I was extraordinarily passionate about teaching and public education, but I already felt myself losing my resolve. Growing up with a mother that was a middle school teacher, I was well acquainted with the dangers of teacher burnout. Teaching is a marathon, and I knew something had to change for me to pace myself or I wouldn’t make it.
I can’t think of anything else that is more important to the longevity and quality of a teacher’s career than self-respect and time-management. And I’m not just talking about efficiency and work ethic, but knowing when to call it quits for the night. Too many good teachers–the BEST teachers–work themselves to the ground, forcing themselves to leave the profession.
Over the past 2 years of teaching, I’ve gathered a few time-management philosophies from other professionals for my teacher time-management that have helped immensely.

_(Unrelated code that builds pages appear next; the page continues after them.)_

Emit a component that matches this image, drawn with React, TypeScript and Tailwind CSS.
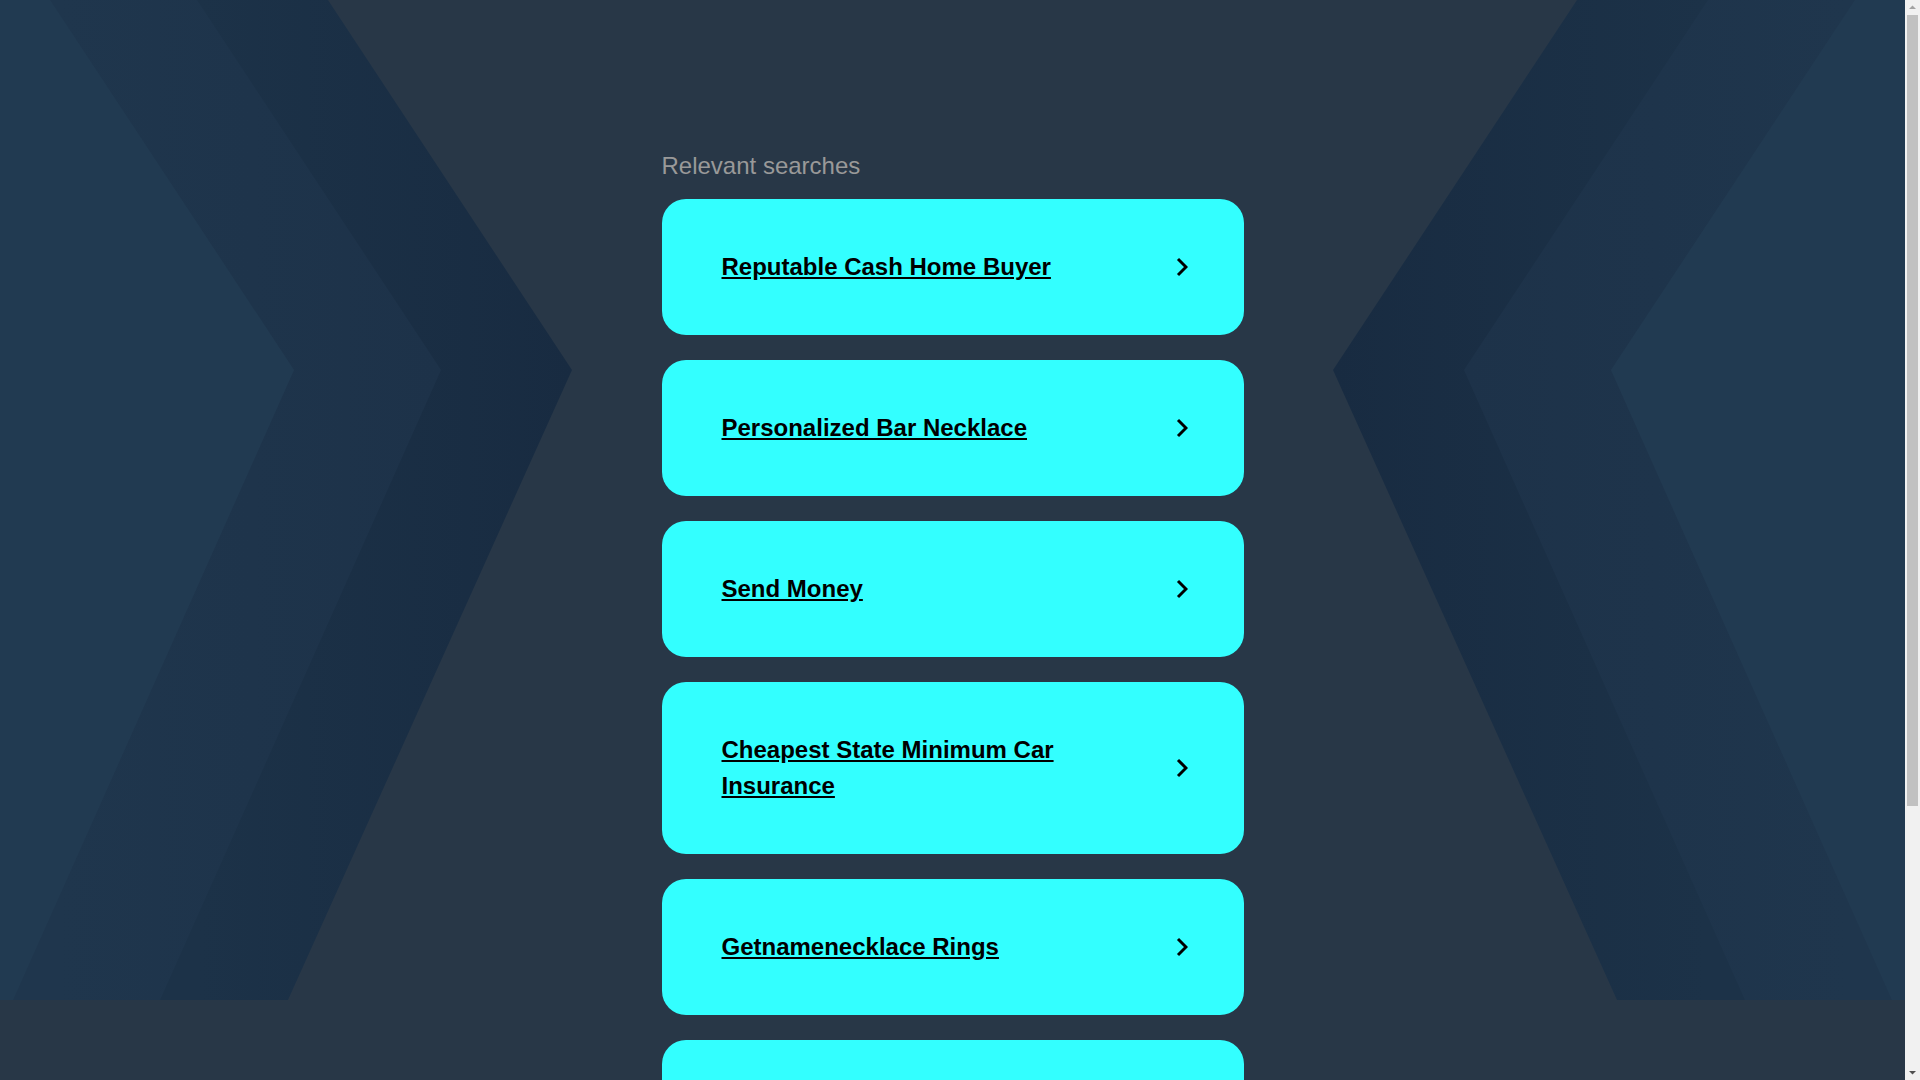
import React from 'react';

const searches = [
  'Reputable Cash Home Buyer',
  'Personalized Bar Necklace',
  'Send Money',
  'Cheapest State Minimum Car Insurance',
  'Getnamenecklace Rings',
  'Best Online Savings Account',
];

// decorative chevron bands, drawn for the left half and mirrored for the right
const Bands = () => (
  <g>
    <polygon points="0,0 328,0 572,370 288,1000 0,1000" fill="url(#gOuter)" />
    <polygon points="0,0 197,0 441,370 160,1000 0,1000" fill="url(#gMiddle)" />
    <polygon points="0,0 50,0 294,370 13,1000 0,1000" fill="url(#gInner)" />
  </g>
);

const Background = () => (
  <svg
    className="absolute top-0 left-0 w-full h-[1000px]"
    viewBox="0 0 1905 1000"
    preserveAspectRatio="none"
  >
    <defs>
      <linearGradient id="gOuter" gradientUnits="userSpaceOnUse" x1="200" y1="0" x2="572" y2="0">
        <stop offset="0" stopColor="#1c3248" />
        <stop offset="1" stopColor="#182b41" />
      </linearGradient>
      <linearGradient id="gMiddle" gradientUnits="userSpaceOnUse" x1="60" y1="0" x2="441" y2="0">
        <stop offset="0" stopColor="#1f364d" />
        <stop offset="1" stopColor="#1d3249" />
      </linearGradient>
      <linearGradient id="gInner" gradientUnits="userSpaceOnUse" x1="0" y1="0" x2="294" y2="0">
        <stop offset="0" stopColor="#213a51" />
        <stop offset="1" stopColor="#213a51" />
      </linearGradient>
    </defs>
    <Bands />
    <g transform="translate(1905,0) scale(-1,1)">
      <Bands />
    </g>
  </svg>
);

const Chevron = () => (
  <svg width="12" height="20" viewBox="0 0 12 20" className="shrink-0">
    <polyline points="2,2 10,10 2,18" fill="none" stroke="#000" strokeWidth="3" />
  </svg>
);

// classic page scrollbar seen at the right edge of the screenshot
const Scrollbar = () => (
  <div className="w-[15px] shrink-0 h-screen bg-[#f1f1f1] flex flex-col items-center">
    <svg width="15" height="15" viewBox="0 0 15 15" className="shrink-0">
      <polygon points="4,9 7.5,5.5 11,9" fill="#a3a3a3" />
    </svg>
    <div className="w-[11px] h-[791px] bg-[#c1c1c1]" />
    <div className="flex-1" />
    <svg width="15" height="15" viewBox="0 0 15 15" className="shrink-0">
      <polygon points="4,6 7.5,9.5 11,6" fill="#505050" />
    </svg>
  </div>
);

export default function App() {
  return (
    <div className="flex h-screen overflow-hidden bg-[#283747] font-['Liberation_Sans',Arial,sans-serif]">
      <main className="relative flex-1 h-screen overflow-hidden">
        <Background />
        <div className="relative mx-auto w-[582px] pt-[148px] pb-[60px]">
          <h2 className="text-[24px] leading-[36px] text-[#999999] mb-[15px]">Relevant searches</h2>
          <div className="flex flex-col gap-[25px]">
            {searches.map((s) => (
              <a
                key={s}
                href="#"
                className="flex items-center justify-between rounded-[24px] bg-[#33ffff] pl-[60px] pr-[56px] py-[50px]"
              >
                <span className="max-w-[400px] text-[24px] leading-[36px] font-bold text-black underline">
                  {s}
                </span>
                <Chevron />
              </a>
            ))}
          </div>
        </div>
      </main>
      <Scrollbar />
    </div>
  );
}
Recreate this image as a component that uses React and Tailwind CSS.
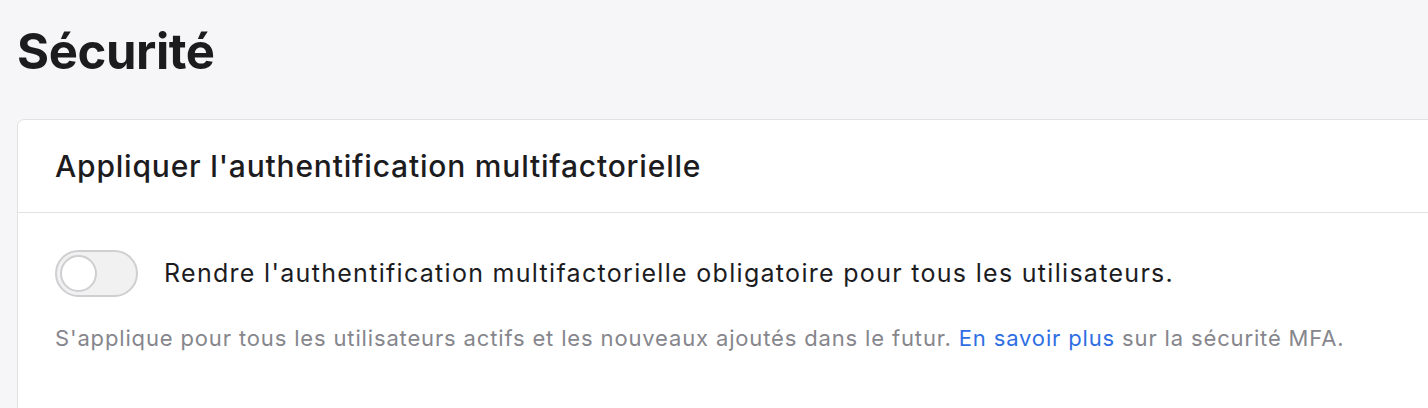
import React from 'react';

const App = () => {
  return (
    <div className="min-h-[408px] bg-[#f6f6f8] pl-[17px] pt-[22px] overflow-hidden" style={{ fontFamily: 'Inter, "Liberation Sans", sans-serif' }}>
      {/* Title */}
      <h1 className="text-[49px] leading-[60px] font-bold text-[#1c1c1f] tracking-[-0.4px]">Sécurité</h1>

      {/* Card */}
      <div className="mt-[37px] w-[1440px] bg-white border border-[#e2e2e4] rounded-[7px]">
        {/* Header */}
        <div className="h-[93px] flex items-center px-[37px] border-b border-[#e2e2e4]">
          <h2 className="text-[30px] font-medium text-[#1c1c1f] tracking-[0.8px]">Appliquer l'authentification multifactorielle</h2>
        </div>

        {/* Body */}
        <div className="px-[37px] pt-[37px] pb-[60px]">
          <div className="flex items-center gap-[26px]">
            <button className="relative w-[83px] h-[47px] rounded-full bg-[#f1f1f2] border-2 border-[#cfcfd2] shrink-0">
              <span className="absolute left-[3px] top-[3px] w-[37px] h-[37px] rounded-full bg-white border-2 border-[#cfcfd2]"></span>
            </button>
            <p className="text-[25px] text-[#1c1c1f] tracking-[1.3px]">Rendre l'authentification multifactorielle obligatoire pour tous les utilisateurs.</p>
          </div>
          <p className="mt-[26px] text-[22px] leading-[30px] text-[#86868c] tracking-[0.85px]">
            S'applique pour tous les utilisateurs actifs et les nouveaux ajoutés dans le futur.{' '}
            <a href="#" className="text-[#2f6fe4]">En savoir plus</a> sur la sécurité MFA.
          </p>
        </div>
      </div>
    </div>
  );
};

export default App;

I hope these ideas will help your own time-management as much as it’s shaped mine, and maybe even help preserve a few amazing teachers.
Here are a series of ideas that have transformed the way that I think about my time and my work.
- The less time you spend working on school, the happier and better teacher you are.
- Don’t be so busy chopping wood that you forget to stop and sharpen your axe.
- The one who’s doing the most is learning the most.